In one example about Carroll’s alleged actions, he wrote:
“First, he insisted that {the evidentiary hearing} be delayed until November 9 to make room for his own vacation. Then, on the eve of that hearing, he contended that Commissioner Ulsh would be unable to attend the hearings due to his departure for vacation on November 8, which was Election Day.”
Court records show Fulton hired Wake TSI, a cyber security company that was involved in a hand-count of votes in Arizona to prove fraud in 2020, to audit its Dominion machines in December 2020. Wake TSI filed a report on Feb. 19, 2021.
The Department of State didn’t hear about the inspection until July 2021. It then issued a directive to all counties prohibiting unauthorized post-election inspections, court records show. The state said Wake TSI was not authorized to inspect the machines.
The Department of State also sent Fulton a letter on July 20, 2021, saying it had to decommission the Dominion machines because they had been compromised by Wake’s inspection. That action led Fulton to sue the state.
In December 2021, the state learned that Fulton was planning to give voting-machine access to Envoy Sage, LLC, a digital forensics company, court records show. The state went to court and, after being denied an injunction in Commonwealth Court, obtained a temporary one on Jan. 27, 2022, from the Supreme Court. The Envoy audit never took place.
Seven months after the injunction, court records show, Fulton engaged Speckin Forensics to do an unauthorized inspection July 13-14, 2022. Ulsh and Bunch were present, court records show.
It’s possible that another inspection took place as well. In its suit against Lambert and Bachenberg, XR Vision said it conducted an inspection and submitted a final report showing no fraud on or about June 22, 2022. Commonwealth Secretary Al Schmidt referenced the lawsuit in a footnote on his Feb. 16 submission of expenses for the contempt case.
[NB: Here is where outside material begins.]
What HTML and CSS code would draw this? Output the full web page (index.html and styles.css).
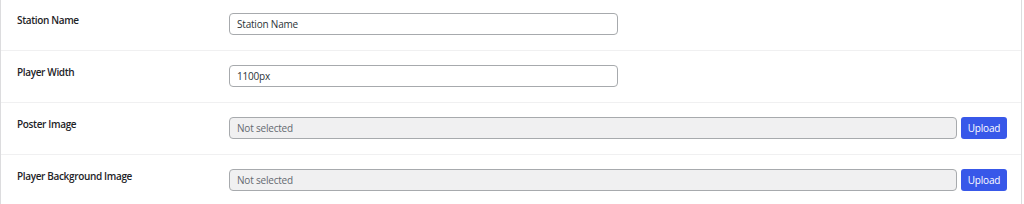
FILE: index.html
```html
<!DOCTYPE html>
<html lang="en">
<head>
<meta charset="utf-8">
<title>Player Settings</title>
<link rel="stylesheet" href="styles.css">
</head>
<body>
<div class="panel">
  <div class="row">
    <div class="label">Station Name</div>
    <div class="field"><input class="text" type="text" value="Station Name"></div>
  </div>
  <div class="row">
    <div class="label">Player Width</div>
    <div class="field"><input class="text" type="text" value="1100px"></div>
  </div>
  <div class="row">
    <div class="label">Poster Image</div>
    <div class="field wide"><input class="text readonly" type="text" value="Not selected" readonly><button class="upload" type="button">Upload</button></div>
  </div>
  <div class="row">
    <div class="label">Player Background Image</div>
    <div class="field wide"><input class="text readonly" type="text" value="Not selected" readonly><button class="upload" type="button">Upload</button></div>
  </div>
</div>
</body>
</html>
```
FILE: styles.css
```css
html, body {
  margin: 0;
  padding: 0;
  background: #ffffff;
}
body {
  font-family: "Open Sans", "Noto Sans", sans-serif;
  color: #1d2327;
}
.panel {
  width: 1020px;
  margin-top: -1px;
  border-left: 1px solid #dcdcde;
  border-right: 1px solid #dcdcde;
  background: #ffffff;
}
.row {
  display: grid;
  grid-template-columns: 228px 1fr;
  align-items: start;
  height: 51px;
  border-bottom: 1px solid #f0f0f1;
  box-sizing: content-box;
}
.label {
  padding: 13px 0 0 16px;
  font-size: 10px;
  line-height: 16px;
  font-weight: 600;
  letter-spacing: -0.35px;
  color: #1d2327;
}
.field {
  display: flex;
  gap: 4px;
  padding: 14px 14px 0 0;
}
.text {
  box-sizing: border-box;
  width: 389px;
  height: 22px;
  margin: 0;
  padding: 0 7px;
  border: 1px solid #a7aaad;
  border-radius: 4px;
  background: #ffffff;
  font-family: "Open Sans", "Noto Sans", sans-serif;
  font-size: 10px;
  letter-spacing: -0.2px;
  color: #2c3338;
  outline: none;
}
.wide .text {
  flex: 1;
  width: auto;
}
.readonly {
  background: #f0f0f1;
  color: #646970;
}
.upload {
  box-sizing: border-box;
  width: 46px;
  height: 22px;
  margin: 0;
  padding: 0;
  border: none;
  border-radius: 3px;
  background: #3858e9;
  color: #ffffff;
  font-family: "Open Sans", "Noto Sans", sans-serif;
  font-size: 10px;
  letter-spacing: -0.2px;
  cursor: pointer;
}
```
On Oct. 18, 2022, Schmidt filed a sanctions application with the Supreme Court, which turned the matter over to Cohn Jubelirer for review as a special master.
In her initial review, Cohn Jubelirer didn’t recommend Carroll for sanctions. Wecht added him in April 2023, saying, “It is difficult to believe that Attorney Carroll was ignorant of the events preceding and culminating in the Speckin inspection.”
In her breakdown Cohn Jubelirer said Carroll is jointly and severally liable for $472,255 in fees and $89,698 to the Commonwealth Secretary and $188,262 to Dominion.
Fulton is fully liable for $128,272 to the Secretary and $136,407 to Dominion, covering the period of Dec. 17, 2021, to Jan. 31, 2024.
While Wecht said Lambert had been involved in efforts to audit voting machines in Fulton, the justice said she could not be sanctioned because she was not officially listed as an attorney of record.